Greenberg had been working closely with the Labour party until 2004 when, much to his irritation, Penn’s firm was brought in to be the main pollster. In his new book Greenberg complains that Penn’s polls were “rigged”, a charge Penn does not take lying down. The details of cross-tabs and the like need not detain us; more interesting is Penn’s view of how he did his job:
Penn was brought on board in the summer of 2004 and was the lead pollster for at least the last six months of the campaign (with Philip Gould in the unenviable position of having to manage the feuding American pollsters).“The facts are simple and straightforward – PSB was brought in at a low point when Blair believed the race was likely lost and he decided a new team, new path and message were needed to turn it around. We replaced Stan as the pollster for the prime minister while he continued to do limited work for Brown and the party. We did in fact change the course of the campaign, developed a new message, a new set of targets, were extremely accurate, and received extensive written and personal praise from the prime minister.”
Penn’s “new message” was, it seems, the startlingly perceptive decision to talk a lot about the economy which was, you’ll recall, still ticking along nicely in those days. If this was a “new path” then it was one that could surely have been recommended by any moderately-engaged teenager. After all, that whole War in Iraq thing wasn’t going too well, was it?
In a sense, I suppose, you could say that Blair’s achievement in securing a third term despite the unpopularity of the war was impressive. But that rather forgets – as Penn, conveniently does too – the fact that the opposition had been just as much in favour of the war as had the government. That limited the options for an electorate scunnered on the war. (Three years later, of course, Hillary Clinton would be defeated at least in part because she faced an opponent who had been against the war and none of Mr Penn’s strategic genius ever produced a means of saving Mrs Clinton from the consequences of that reality.)
This “new message” also took the view that it was very important to target women voters and especially women with children. This too seems worth the big bucks, given the difficulty any candidate might face if he didn’t consider the consequences of ignoring half the electorate.
Penn presents the election as a major triumph and is careful not to let anyone have the impression that Blair’s third term owed anything to anyone other than him. After all, it was his “message” and “path” wot won it, right?
But of course, the Tories were led by Michael Howard – a man most famous for refusing to answer a question 14 times and for being criticised, by a former government colleague, for having “something of the night” about him. A reasonable person might conclude that Blair vs Howard was like Tyson vs Bruno. Not a fair fight.

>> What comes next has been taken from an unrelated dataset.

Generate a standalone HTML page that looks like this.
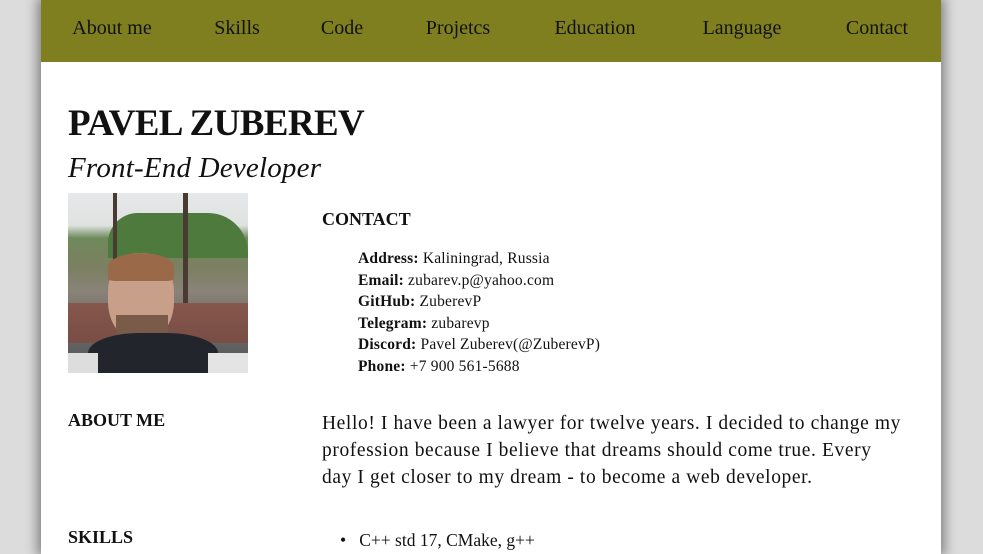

And indeed, for most of the year prior to the election no more than one in four voters told IpsosMORI that they were satisfied with Howard’s performance. True, Blair often had higher negatives than Howard, but there was rarely, if ever, a sense that Howard was a credible Prime Minister in waiting. In June 2004 MORI gave Labour a three point lead; by November that had been extended to four points before creeping up to a 38-33 lead in MORI’s final pre-election poll. By that stage 40% of voters thought Blair would make the best PM, while only 21% said the same of Howard. Doubtless that had something to do with Labour’s campaign, but it also seems pretty clear that substantial numbers of voters – including many Tory voters – were never especially enthused by Howard.
In the end, of course, Labour won by three points. This rather suggests that allowing for occasional ups and downs the essential nature of the race remained more or less unchanged for more than a year. Perhaps matters would have unfolded otherwise, had not all the brilliant tacticians and strategists and consultants had their way, but it’s not immediately clear that, despite it all, they had any enormous impact on anything at all.
None of this matters to bold Mr Penn:
Can I suggest that anyone suggesting that the line “forward not back*” is a brilliant political slogan runs the risk of damaging, not enhancing their reputation? At the very least they run the risk of leaving people thinking that this political strategy game is not much more than lots of money for pretty tatty old rope…“The frame of the campaign was ‘forward not back’, a line devised by me and speaking entirely to the need to focus on the future. That Blair had modernized the country, the government and the economy – and we had to keep on that path — was the central thrust of the campaign.”
*It also wasn’t even original. In a 1996 episode of The Simpsons, Kang, an extra-terrestial, ran for the Presidency on the slogan “We must move forward, not backward; upward, not forward; and always twirling, twirling, twirling towards freedom.”